American pianist and conductor Stephen Kovacevich, who will perform in India this month, tells Arghya Ganguly about his abiding love for Beethoven’s music.
Stephen Kovacevich is a distinguished pianist and conductor, and known the world over. He is especially known for his virtuosity, and an ability to deliver a performance Ludwig van Beethoven himself might have given. This month, at the National Centre for the Performing Arts (NCPA) in Mumbai, the 11th “celebrity concert season” of the Symphony Orchestra of India (SOI), you can witness Beethoven come alive through the nimble fingers of Kovacevich.
The Grammy-nominated Kovacevich, with conductor Evgeny Bushkov, will on September 24 share the language of 19th-century composers Johannes Brahms, Edvard Grieg and Anton Bruckner, together with the high romance of Pyotr Ilyich Tchaikovsky’s score of Romeo and Juliet and Beethoven’s poetic Symphony No. 4, in performance at NCPA.

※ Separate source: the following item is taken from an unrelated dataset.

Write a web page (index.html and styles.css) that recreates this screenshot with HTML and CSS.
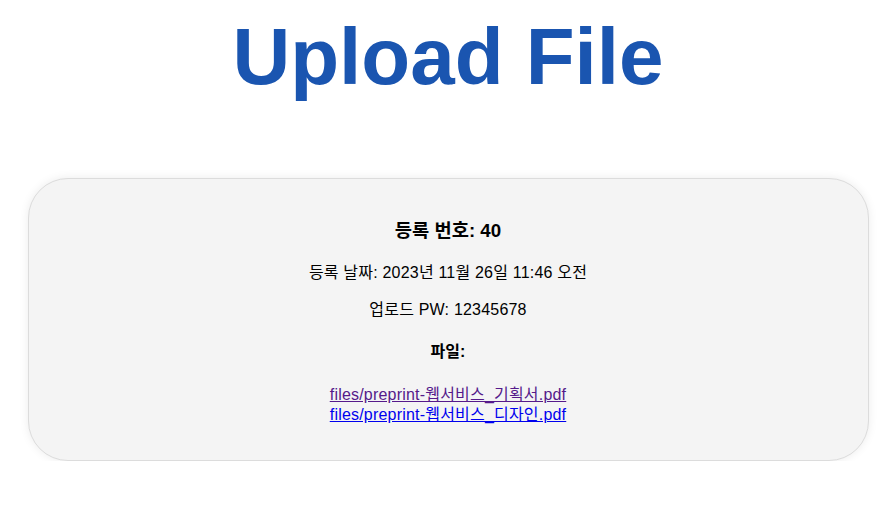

Born in Los Angeles under the name Stephen Bishop to a Croatian father and American mother, Kovacevich, who is now 70, began elementary studies in piano with Lev Schorr in 1948. In 1951, at the age of 11, he made his public concert debut in San Francisco. Only three years after his debut, he played Maurice Ravel’s Piano Concerto in G Major and Robert Schumann’s Piano Concerto in A Minor with the San Francisco Orchestra.
In 1959, Kovacevich went to London on a scholarship to pursue his piano training with influential teacher Myra Hess. A seasoned analyst, Hess quickly recognised Kovacevich’s penchant for Beethoven’s music, particularly the works from the composer’s late period. It appeared to Kovacevich, in his 20s, that the “subtext of late Beethoven was metaphysical speculation — concerning energy in excess, rage in excess, with a dimension that was almost religious”.
Later in his career, Kovacevich gravitated towards Beethoven’s early “full of fun” sonatas. “I needed the spiritual comfort that I heard in the late Beethoven. When I got older I enjoyed younger Beethoven,” says Kovacevich, through an email interview from Tokyo, where he is currently performing. The younger Beethoven, Kovacevich has said in the past, is subversive and Christ-like, “going into the temple like Christ, throwing out the phoney priests and sometimes throwing out the phoney priest in himself”. Now, he refrains from drawing a biblical analogy. “I used to be religious so I used Christian language,” he says, “but not now. [Beethoven’s] music seems to promise something eternal.” That’s all he will say.
Kovacevich confesses that he enjoyed Indian music when he was young, but hasn’t listened to it now for a long time. “I have heard people like Ravi Shankar,” he says. “Hopefully, I can listen to more local artistes this time.”